If more gambling is legalized, whether a casino or racetrack betting, the state must invest in programs combating the darker side of the industry, such as addiction and human and drug trafficking, Johnson said.

A legislative shift

The Legislature’s aversion to gambling proposals stems from a video poker industry that snuck in through the back door in the form of a two-word budget amendment in 1986.

The amendment erased “or property” from an obscure state law. It passed without any debate and without legislators truly understanding what they had done: legalized video gambling.

Legislators tried to battle back the industry, which skyrocketed to about 34,000 machines at its peak, by banning big jackpots and limiting operators to five machines in each “premises.” But the industry just found new workarounds, such as putting dozens of machines into a building subdivided into five-machine rooms.

Some saw this session’s push for various gambling proposals as the industry testing the waters, knowing the legislative dynamic was shifting and McMaster was term-limited.

Almost half of the state’s 46 senators — 22 — were not in the upper chamber a decade ago. And nearly two-thirds of the House has turned over in that time.

In all, only 15 members of the General Assembly would have been in office when video poker was legal, three of them coming in the final year of the game’s reign.

Sen. Chip Campsen, a long-time gambling opponent dating back to what he called video poker’s “Wild West” days, expects the gaming industry will return in full force next year with a new round of proposals.

“Just look at the lobby,” the Isle of Palms Republican said. “There were probably 20 people out there pushing this this session.”
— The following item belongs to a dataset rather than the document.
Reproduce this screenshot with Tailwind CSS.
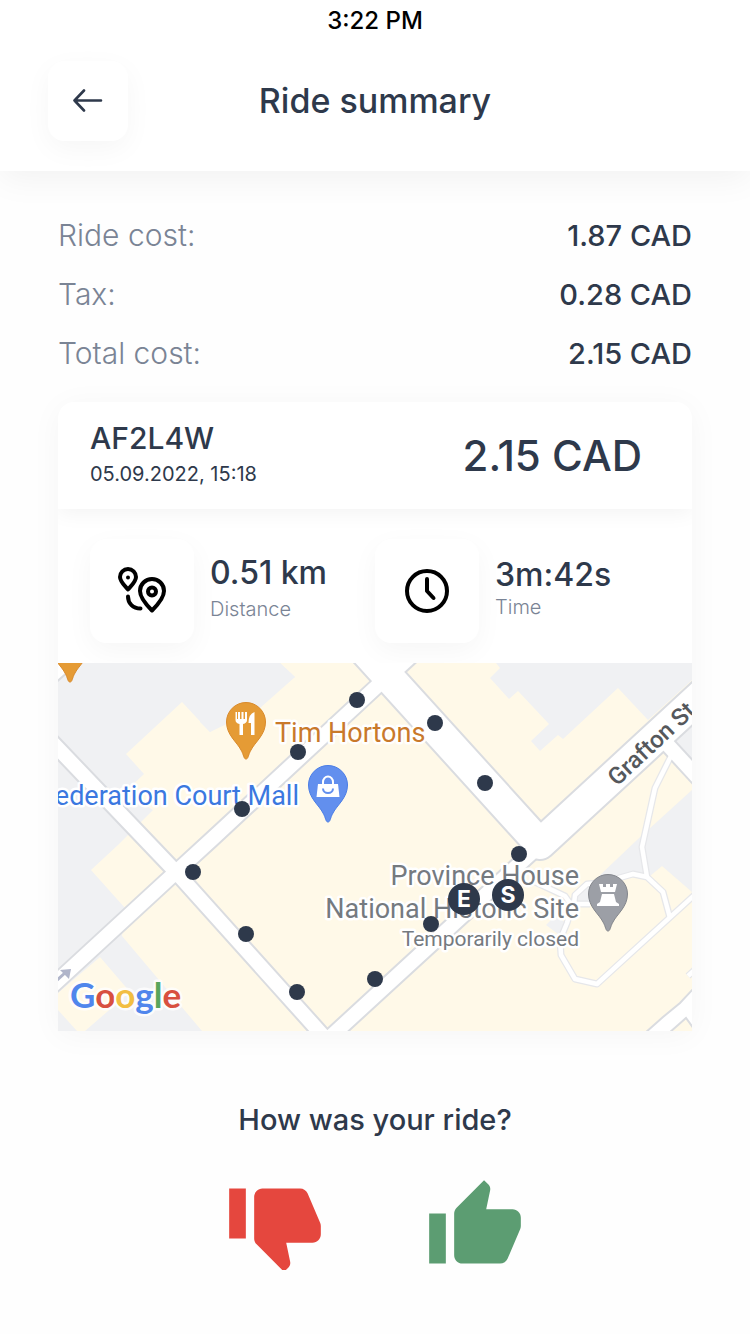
<!DOCTYPE html>
<html lang="en">
<head>
<meta charset="utf-8">
<meta name="viewport" content="width=device-width, initial-scale=1">
<title>Ride summary</title>
<script src="https://cdn.jsdelivr.net/npm/@tailwindcss/browser@4"></script>
</head>
<body class="min-h-screen bg-[#fefefe] font-['Inter',sans-serif] text-[#2e394b]">
<header class="bg-white shadow-[0_8px_32px_rgba(0,0,0,0.05)]">
  <div class="flex h-[41px] items-center justify-center text-2xl font-medium text-black">3:22 PM</div>
  <div class="grid grid-cols-[1fr_auto_1fr] items-center px-12 pt-5 pb-[30px]">
    <button type="button" aria-label="Back" class="flex size-20 items-center justify-center rounded-2xl bg-white shadow-[0_8px_28px_rgba(0,0,0,0.04)]">
      <svg class="h-6 w-8" viewBox="0 0 32 24" fill="none" stroke="#2e394b" stroke-width="2.6" stroke-linecap="round" stroke-linejoin="round" aria-hidden="true"><path d="M29 11.500H2.500M12 1.500 2.500 11.500 12 21.500"/></svg>
    </button>
    <h1 class="text-[34px] leading-10 font-medium">Ride summary</h1>
  </div>
</header>

<main class="px-[58px] pt-[35px] pb-12">
  <dl class="text-[29px] leading-[59px]">
    <div class="flex justify-between"><dt class="text-[30px] font-light text-[#7a8495]">Ride cost:</dt><dd class="font-medium">1.87 CAD</dd></div>
    <div class="flex justify-between"><dt class="text-[30px] font-light text-[#7a8495]">Tax:</dt><dd class="font-medium">0.28 CAD</dd></div>
    <div class="flex justify-between"><dt class="text-[30px] font-light text-[#7a8495]">Total cost:</dt><dd class="font-medium">2.15 CAD</dd></div>
  </dl>

  <section class="mt-[19px] overflow-hidden rounded-t-2xl bg-white shadow-[0_4px_32px_rgba(0,0,0,0.04)]">
    <div class="flex h-[107px] items-center justify-between pr-[50px] pl-8 shadow-[0_4px_20px_rgba(0,0,0,0.05)]">
      <div>
        <h2 class="text-[30px] leading-9 font-medium">AF2L4W</h2>
        <p class="text-xl leading-9">05.09.2022, 15:18</p>
      </div>
      <p class="text-[42px] leading-[48px] font-medium">2.15 CAD</p>
    </div>

    <div class="grid grid-cols-[285px_1fr] px-8 pt-[30px] pb-5">
      <div class="flex gap-4">
        <div class="flex size-[104px] shrink-0 items-center justify-center rounded-2xl bg-white shadow-[0_8px_28px_rgba(0,0,0,0.04)]">
          <svg class="size-12" viewBox="0 0 48 48" fill="none" stroke="#000" stroke-width="4" stroke-linecap="round" stroke-linejoin="round" aria-hidden="true">
            <path d="M10 22.500C6 18 2 14.500 2 10a8 8 0 0 1 16 0c0 4.500-4 8-8 12.500Z"/>
            <circle cx="10" cy="10.500" r="2" fill="#000" stroke="none"/>
            <path d="M34 43.500C28 37.500 22 31 22 24a12 12 0 0 1 24 0c0 7-6 13.500-12 19.500Z"/>
            <circle cx="34" cy="24.500" r="4"/>
            <path d="M10 29.500c0 7 5 12 12.500 12"/>
          </svg>
        </div>
        <div class="pt-3.5">
          <p class="text-[32px] leading-10 font-medium">0.51 km</p>
          <p class="text-xl leading-8 font-light text-[#7a8495]">Distance</p>
        </div>
      </div>
      <div class="flex gap-4">
        <div class="flex size-[104px] shrink-0 items-center justify-center rounded-2xl bg-white shadow-[0_8px_28px_rgba(0,0,0,0.04)]">
          <svg class="size-12" viewBox="0 0 48 48" fill="none" stroke="#000" stroke-width="4" stroke-linecap="round" stroke-linejoin="round" aria-hidden="true"><circle cx="24" cy="24" r="20"/><path d="M24 12v12l6.500 7"/></svg>
        </div>
        <div class="pt-4">
          <p class="text-[32px] leading-10 font-medium">3m:42s</p>
          <p class="text-xl leading-6 font-light text-[#7a8495]">Time</p>
        </div>
      </div>
    </div>

    <svg class="block h-auto w-full" viewBox="58 663 634 368" role="img" aria-label="Map of the ride" font-family="Roboto, sans-serif">
      <defs>
        <path id="pin" d="M0 37C-2.500 37-2 33-5 28-9 20-19.500 13-19.500 0a19.500 19.500 0 0 1 39 0C19.500 13 9 20 5 28 2 33 2.500 37 0 37Z"/>
        <g id="streets">
          <path d="M50 740 176 872 325 1038M50 988 176 872 211 840 388 676"/>
          <path d="M655 731 700 780"/>
          <path d="M327 1040 425 950 540 845"/>
          <path d="M385 680 420 648"/>
          <path d="M50 677 66 663"/>
        </g>
        <g id="avenues"><path d="M355 640 540 844 705 692"/></g>
        <g id="paths">
          <path d="M673 752 655 788 642 847 647 877 633 874 612 880M647 877 663 892 670 918"/>
          <path d="M610 882 587 884 575 895 574 904 590 904M535 882 565 896 572 906 567 923 560 940 561 955 575 979 597 984 700 890"/>
          <path d="M688 976 700 965"/>
        </g>
      </defs>
      <rect x="58" y="663" width="634" height="368" fill="#fff9e8"/>
      <g fill="#f0f1f3">
        <path d="M58 663H237L242 668 247 663H280L295 677 210 732 182 702 126 754 144 774 125 792 153 810 118 845 91 870 125 908 122 936 202 1031H85L130 992 100 957 58 993Z"/>
        <path d="M260 708 295 677 280 663H200V722L210 732Z"/>
        <path d="M58 1010 77 1031H58Z"/>
        <path d="M496 663 500 668 490 678 509 699 518 691 549 724 531 741 540 751 558 735 563 739 618 688 648 720 692 680V663Z"/>
        <path d="M675 741 692 725V765Z"/>
        <path d="M692 790 637 840 597 878 605 890 633 874 650 876 662 866 692 892Z"/>
        <path d="M588 885 576 896V904L588 903 594 890Z"/>
        <path d="M546 925 556 915 568 925 558 934Z"/>
      </g>
      <g fill="none" stroke-linejoin="round">
        <use href="#paths" stroke="#e6e7ea" stroke-width="7"/>
        <use href="#streets" stroke="#dadce0" stroke-width="18"/>
        <use href="#avenues" stroke="#dadce0" stroke-width="34"/>
        <use href="#paths" stroke="#fff" stroke-width="4.500"/>
        <use href="#streets" stroke="#fff" stroke-width="14"/>
        <use href="#avenues" stroke="#fff" stroke-width="30"/>
      </g>
      <path d="M645 1033 663 1017 680 1003 694 988V1029L686 1018 669 1033Z" fill="#fff" stroke="#dadce0" stroke-width="2"/>
      <path d="M56 981 66 972" stroke="#b0b5ca" stroke-width="3"/>
      <path d="M60 970 71 969 69 979Z" fill="#b0b5ca"/>

      <use href="#pin" x="70" y="645" fill="#e59b35" stroke="#d98a2b"/>

      <g stroke="#fff" stroke-width="5" stroke-linejoin="round" paint-order="stroke" font-size="27">
        <text x="275" y="742" fill="#c9792b">Tim Hortons</text>
        <text x="299" y="805" text-anchor="end" fill="#3b78e0">ederation Court Mall</text>
        <g fill="#757a80" text-anchor="end">
          <text x="579" y="885">Province House</text>
          <text x="579" y="918">National Historic Site</text>
          <text x="579" y="946" font-size="21">Temporarily closed</text>
        </g>
        <text transform="translate(617 787) rotate(-43)" font-size="24" font-weight="500" fill="#55585c" stroke="none">Grafton St</text>
      </g>

      <g transform="translate(246 722)">
        <use href="#pin" fill="#e59b35" stroke="#d98a2b"/>
        <path d="M-10.500-10v8q0 3 4 4v11h3.500v-11q4-1 4-4v-8h-2v7h-1.500v-7h-2v7h-1.500v-7h-2v7h-1v-7ZM8.500-10q-6 2-6 11h2.500v12h3.500Z" fill="#fff"/>
      </g>
      <g transform="translate(328 785)">
        <use href="#pin" fill="#628fee" stroke="#4a7de6"/>
        <path d="M-10-1H10L11.500 12H-11.500Z" fill="#fff"/>
        <path d="M-5 0v-3a5 5.500 0 0 1 10 0v3" fill="none" stroke="#fff" stroke-width="2"/>
        <path d="M-5 3.500a5 4.500 0 0 0 10 0" fill="none" stroke="#628fee" stroke-width="2"/>
      </g>
      <g transform="translate(608 894)">
        <use href="#pin" fill="#9c9fa6" stroke="#83868c"/>
        <path d="M-9-10h4v3h3v-3h4v3h3v-3h4l-2 8H-7ZM-6 0H6L8 8 11 10V12H-11V10L-8 8Z" fill="#fff"/>
      </g>

      <g fill="#2e394b">
        <circle cx="357" cy="700" r="8"/><circle cx="435" cy="723" r="8"/><circle cx="298" cy="752" r="8"/>
        <circle cx="485" cy="783" r="8"/><circle cx="242" cy="809" r="8"/><circle cx="193" cy="872" r="8"/>
        <circle cx="519" cy="854" r="8"/><circle cx="246" cy="934" r="8"/><circle cx="297" cy="992" r="8"/>
        <circle cx="375" cy="979" r="8"/><circle cx="431" cy="924" r="8"/>
        <circle cx="464" cy="899" r="16"/><circle cx="508" cy="895" r="16"/>
      </g>
      <g fill="#fff" font-family="Inter, sans-serif" font-size="23" font-weight="700" text-anchor="middle">
        <text x="464" y="907">E</text><text x="508" y="903">S</text>
      </g>

      <text x="70" y="1008" font-family="Lato, sans-serif" font-size="35" font-weight="700" stroke="#fff" stroke-opacity=".8" stroke-width="5" stroke-linejoin="round" paint-order="stroke"><tspan fill="#5086ec">G</tspan><tspan fill="#d85040">o</tspan><tspan fill="#f2be42">o</tspan><tspan fill="#5086ec">g</tspan><tspan fill="#58a55c">l</tspan><tspan fill="#d85040">e</tspan></text>
    </svg>
  </section>

  <section class="mt-[69px] text-center">
    <h2 class="text-[29px] leading-10 font-medium">How was your ride?</h2>
    <div class="mt-9 flex items-start justify-center gap-[100px]">
      <button type="button" aria-label="Thumbs down" class="w-[100px]">
        <svg class="block h-auto w-full" viewBox="0 0 24 22.600" fill="#e5473e" aria-hidden="true"><path transform="translate(0 24) scale(1 -1)" d="M1 21h4V9H1v12zm22-11c0-1.100-.9-2-2-2h-6.310l.95-4.570.03-.32c0-.41-.17-.79-.44-1.060L14.170 1 7.590 7.590C7.220 7.950 7 8.450 7 9v10c0 1.100.9 2 2 2h9c.83 0 1.540-.5 1.840-1.220l3.020-7.050c.09-.23.14-.47.14-.73v-2z"/></svg>
      </button>
      <button type="button" aria-label="Thumbs up" class="w-[100px]">
        <svg class="block h-auto w-full" viewBox="0 0 24 24" fill="#5c9d72" aria-hidden="true"><path d="M1 21h4V9H1v12zm22-11c0-1.100-.9-2-2-2h-6.310l.95-4.570.03-.32c0-.41-.17-.79-.44-1.060L14.170 1 7.590 7.590C7.220 7.950 7 8.450 7 9v10c0 1.100.9 2 2 2h9c.83 0 1.540-.5 1.840-1.220l3.020-7.050c.09-.23.14-.47.14-.73v-2z"/></svg>
      </button>
    </div>
  </section>
</main>
</body>
</html>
Gov. Beasley openly declared war on video poker, using his 1998 State of the State address to call for its ban. But his bully pulpit efforts failed, as the industry spent millions of dollars to help oust him later that year.

It took an eventual ruling from the state Supreme Court to finally vanquish video poker in 2000.

“It destroyed people’s lives and we had to fight tooth and nail to get rid of it, and it will come right back,” Campsen warned.